What is the psychology of fear, and how do we deal with fear?
Terror arises when our brain interprets an event, a person, or something as a threat. Psychologists recorded ten types of fear commonly found among people of every race and ethnicity.
When the brain detects some threat, it activates fear. The reaction will either be flight or fight. However, some may freeze first for a moment before deciding to fight or flight a few seconds later.
Flight leads us to no result and no progress, though it is useful when facing a real danger. Otherwise, fleeing away from someone, something, or some event out of fear is unproductive.
Fight, on the other hand, yields a more fruitful outcome. When we choose to fight, we move on. We move forward to our goal. However, sometimes our fear gets the better of us. We lose our best selves and may do something terrible to others due to our fright.
There were times when people fought one another or did terrible things to other beings due to excessive fear.
Access your fear:
The first step to handling fear is to be mindful. Before allowing fear to rule our judgment, we need to be aware of its presence in ourselves once it arises.
Secondly, we need to accept we are frightened. We can never deal with anything that we don’t admit its presence. So, acknowledge your feeling. Accept that we are now afraid.
Third, we might want to question ourselves why we are afraid. From where does this fright come? It might be a series of questions as we need to keep asking ourselves until we get to the bottom of our fear.
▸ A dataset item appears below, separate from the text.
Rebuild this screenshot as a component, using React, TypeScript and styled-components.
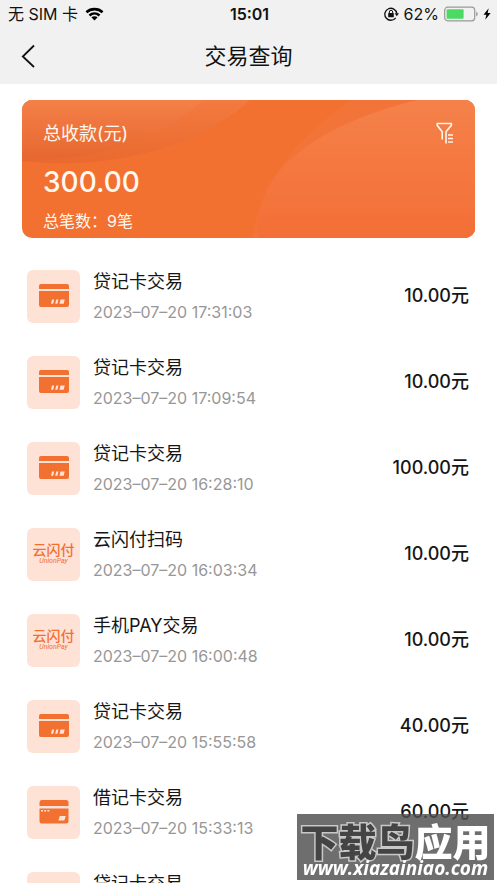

What is lying beneath the fear?
Sometimes, we may discover we kill a snake because we are afraid. So why are we afraid of the snake? Because it may bite us. Why are we afraid of that? Because we can die from the venom. So, in this case, the bottom line is the fear of death and fear of pain.
Sometimes, our measure might be necessary. However, I have seen many events when we kill without necessity. We only acted out of fright. And that is sad.
What are the consequences of the action caused by fear?
How about when the extreme measure we take is not about others’ lives but involves our life decision?
Have we ever quit on something out of fear without even trying our best? I believe a lot of us have experienced that. Have we ever access our feeling about why we quit? You might be surprised to discover that we sometimes give up because we are afraid to lose. It is because of the fear of rejection, judgment, and failure. Most importantly, it is the fear of not being good enough.
In this case, we might want to ask ourselves what happens if we don’t take action. Do we achieve anything? Aren’t we judged accomplishing nothing significant to us? What would happen if we tried our best and failed?
On the other hand, have we heard of some people doing whatever it takes to achieve something? Sometimes, it involves betrayal, hurting people, or doing bad things. How about these people questioning their motifs using a series of deepening questions?
- Why do I need to hurt others? I want to achieve my goal.
- What happens when I reach my goal? I feel good and proud of myself.
- How do you define pride?
- What do you gain from hurting others for your benefit?
- Will those benefits last?
- What does that leave you?
- What has that made you become?
- Are you proud of that?
We may discover we act out of fright. It involves fear of uncertainty, failure, and loss of freedom
If you could live with yourself hurting others to accomplish your goal, good. If not, you might want to access your feeling and question yourself why you do it. Are there other ways to deal with those fear without hurting others?
Be mindful of our being, feeling, actions, and consequences
So, whether we choose to fight or flight when fear arises, the most important thing is to be mindful. Mindfulness creates awareness that enables good decision-making. Being mindful allows us to access our wisdom and empathy. When we are aware of our being, our brain will let empathy and compassion arise instead of fear. It is not just compassion for others but ourselves. Daily practice of mindfulness takes commitment and determination. But trust me. It is worth it.